Erection treatments on the NHS
When Viagra became available, the Government feared a spiralling bill for drugs and so introduced new guidelines for the prescription of drugs for ED.
As from 1 July 1999, GPs have been able to prescribe ED treatments on the NHS for men with these medical conditions:
- Men treated for prostate cancer
- Men who have had a prostatectomy (including TURP, transurethral resection of the prostate)
- Men suffering from spinal cord injury
- Men treated for renal failure by dialysis or transplant
- Men with diabetes
- Men with multiple sclerosis
- Men with single gene neurological disease
- Men with spina bifida
- Men who have had polio
- Men with Parkinson's disease
- Men with severe pelvic injury
- Men who have had radical pelvic surgery
Men who are not affected by one of the above conditions may be able to receive treatment but only if, after a specialist assessment in a hospital, they are judged to be experiencing severe distress caused by ED.

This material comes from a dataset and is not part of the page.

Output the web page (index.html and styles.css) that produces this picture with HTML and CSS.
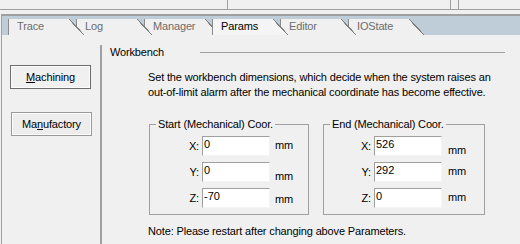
FILE: index.html
```html
<!DOCTYPE html>
<html lang="en">
  <head>
    <meta charset="UTF-8" />
    <title>Params</title>
    <link rel="stylesheet" href="styles.css">
  </head>
  <body>
    <div class="topbar">
      <div class="top-cell c1"></div>
      <div class="top-cell c2"></div>
      <div class="top-cell c3"></div>
    </div>

    <div class="window">
      <div class="tabs">
        <div class="tab t1">Trace</div>
        <div class="tab t2">Log</div>
        <div class="tab t3">Manager</div>
        <div class="tab active">Params</div>
        <div class="tab t5">Editor</div>
        <div class="tab t6">IOState</div>
      </div>

      <div class="page">
        <div class="side">
          <button class="side-btn machining"><u>M</u>achining</button>
          <button class="side-btn manufactory">Ma<u>n</u>ufactory</button>
        </div>

        <div class="main">
          <div class="section-head">
            <span class="section-title">Workbench</span>
            <span class="section-line"></span>
          </div>
          <p class="desc">
            Set the workbench dimensions, which decide when the system raises an<br />
            out-of-limit alarm after the mechanical coordinate has become effective.
          </p>

          <div class="groups">
            <fieldset class="coord start">
              <legend>Start (Mechanical) Coor.</legend>
              <div class="row">
                <label>X:</label><input type="text" value="0" /><span class="mm up3">mm</span>
              </div>
              <div class="row">
                <label>Y:</label><input type="text" value="0" /><span class="mm up8">mm</span>
              </div>
              <div class="row">
                <label>Z:</label><input type="text" value="-70" /><span class="mm up5">mm</span>
              </div>
            </fieldset>

            <fieldset class="coord end">
              <legend>End (Mechanical) Coor.</legend>
              <div class="row">
                <label>X:</label><input type="text" value="526" /><span class="mm up8">mm</span>
              </div>
              <div class="row">
                <label>Y:</label><input type="text" value="292" /><span class="mm up3">mm</span>
              </div>
              <div class="row">
                <label>Z:</label><input type="text" value="0" /><span class="mm up3">mm</span>
              </div>
            </fieldset>
          </div>

          <p class="note">Note: Please restart after changing above Parameters.</p>
        </div>
      </div>
    </div>
  </body>
</html>
```

FILE: styles.css
```css
* {
  box-sizing: border-box;
}
body {
  margin: 0;
  width: 520px;
  height: 244px;
  overflow: hidden;
  background-color: #f0f0f0;
  font-family: "Liberation Sans", Arial, sans-serif;
  font-size: 11px;
  line-height: 13px;
  letter-spacing: -0.15px;
  color: #000;
}

/* strip left over from the window above */
.topbar {
  display: flex;
  height: 10px;
  border-bottom: 1px solid #a0a0a0;
}
.top-cell {
  border-right: 1px solid #a0a0a0;
}
.c1 {
  width: 228px;
}
.c2 {
  width: 223px;
}
.c3 {
  width: 8px;
}

.window {
  margin-top: 4px;
  margin-left: 1px;
  height: 230px;
  border-top: 2px solid #a0a0a0;
  border-left: 1px solid #a0a0a0;
}

/* tab strip */
.tabs {
  display: flex;
  height: 19px;
  padding: 3px 0 0 6px;
  background-color: #bfcdd9;
}
.tab {
  width: 76px;
  height: 16px;
  margin-right: -8px;
  padding-left: 8px;
  border-left: 1px solid #8a8a8a;
  color: #6d6d6d;
  line-height: 15px;
  background:
    linear-gradient(to top right, #f0f0f0 calc(50% - 0.6px), #7e7e7e calc(50% - 0.5px), #7e7e7e calc(50% + 0.5px), transparent calc(50% + 0.6px)) right top / 15px 16px no-repeat,
    linear-gradient(#f0f0f0, #f0f0f0) left top / calc(100% - 15px) 100% no-repeat;
}
.t1 { z-index: 6; }
.t2 { z-index: 5; }
.t3 { z-index: 4; }
.t5 { z-index: 2; }
.t6 { z-index: 1; }
.tab.active {
  z-index: 9;
  color: #000;
  background:
    linear-gradient(to top right, #f5f5f5 calc(50% - 0.6px), #7e7e7e calc(50% - 0.5px), #7e7e7e calc(50% + 0.5px), transparent calc(50% + 0.6px)) right top / 15px 16px no-repeat,
    linear-gradient(#f5f5f5, #f5f5f5) left top / calc(100% - 15px) 100% no-repeat;
}

.page {
  display: flex;
  height: 209px;
}

/* left button column */
.side {
  display: flex;
  flex-direction: column;
  align-items: flex-start;
  width: 100px;
  margin-top: 10px;
  border-right: 2px solid #a0a0a0;
}
.side-btn {
  width: 81px;
  height: 24px;
  padding: 0;
  font-family: inherit;
  font-size: 11px;
  letter-spacing: -0.15px;
  color: #000;
  background-color: #f0f0f0;
  border: 1px solid #6d6d6d;
  box-shadow: inset 0 0 0 1px #fcfcfc;
}
.machining {
  margin: 20px 0 0 8px;
}
.manufactory {
  margin: 23px 0 0 9px;
  border-color: #9a9a9a;
  background-color: #ededed;
}

/* right side */
.main {
  flex: 1;
  padding-left: 8px;
}
.section-head {
  display: flex;
  margin-top: 11px;
}
.section-title {
  width: 90px;
}
.section-line {
  flex: 1;
  height: 0;
  margin: 6px 15px 0 0;
  border-top: 1px solid #a0a0a0;
}
.desc {
  margin: 11px 0 0 38px;
  line-height: 15px;
}

.groups {
  display: flex;
  gap: 14px;
  margin: 18px 0 0 39px;
}
.coord {
  margin: 0;
  padding: 5px 0 0 0;
  height: 97px;
  border: 1px solid #a0a0a0;
}
.coord legend {
  margin-left: 6px;
  padding: 0 2px;
}
.start {
  width: 160px;
}
.end {
  width: 162px;
}
.row {
  display: flex;
  align-items: center;
  height: 20px;
  margin-bottom: 6px;
}
.row label {
  text-align: right;
}
.start label {
  width: 49px;
}
.end label {
  width: 47px;
}
.row input {
  width: 68px;
  height: 20px;
  margin: 0 0 0 3px;
  padding: 1px 1px 5px 1px;
  font-family: inherit;
  font-size: 11px;
  line-height: 12px;
  color: #000;
  background-color: #fff;
  border: 1px solid;
  border-color: #a0a0a0 #f4f4f4 #f4f4f4 #a0a0a0;
  outline: none;
}
.mm {
  align-self: flex-start;
  margin-left: 5px;
}
.end .mm {
  margin-left: 6px;
}
.up3 { margin-top: 3px; }
.up5 { margin-top: 5px; }
.up8 { margin-top: 8px; }

.note {
  margin: 10px 0 0 38px;
}
```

Men who were receiving drug treatment for ED from their GP on 14 September 1998 and who do not fit into the above categories can continue to receive treatment.
The drug treatments affected are alprostadil (Caverject, Muse and Viridal) and sildenafil (Viagra).
Men who are not eligible for treatment on the NHS are still able to receive a private prescription from their own GP. The GP will not charge a fee for writing the prescription but the patient has to pay the full cost of the drug.
This page has not been updated since 1999.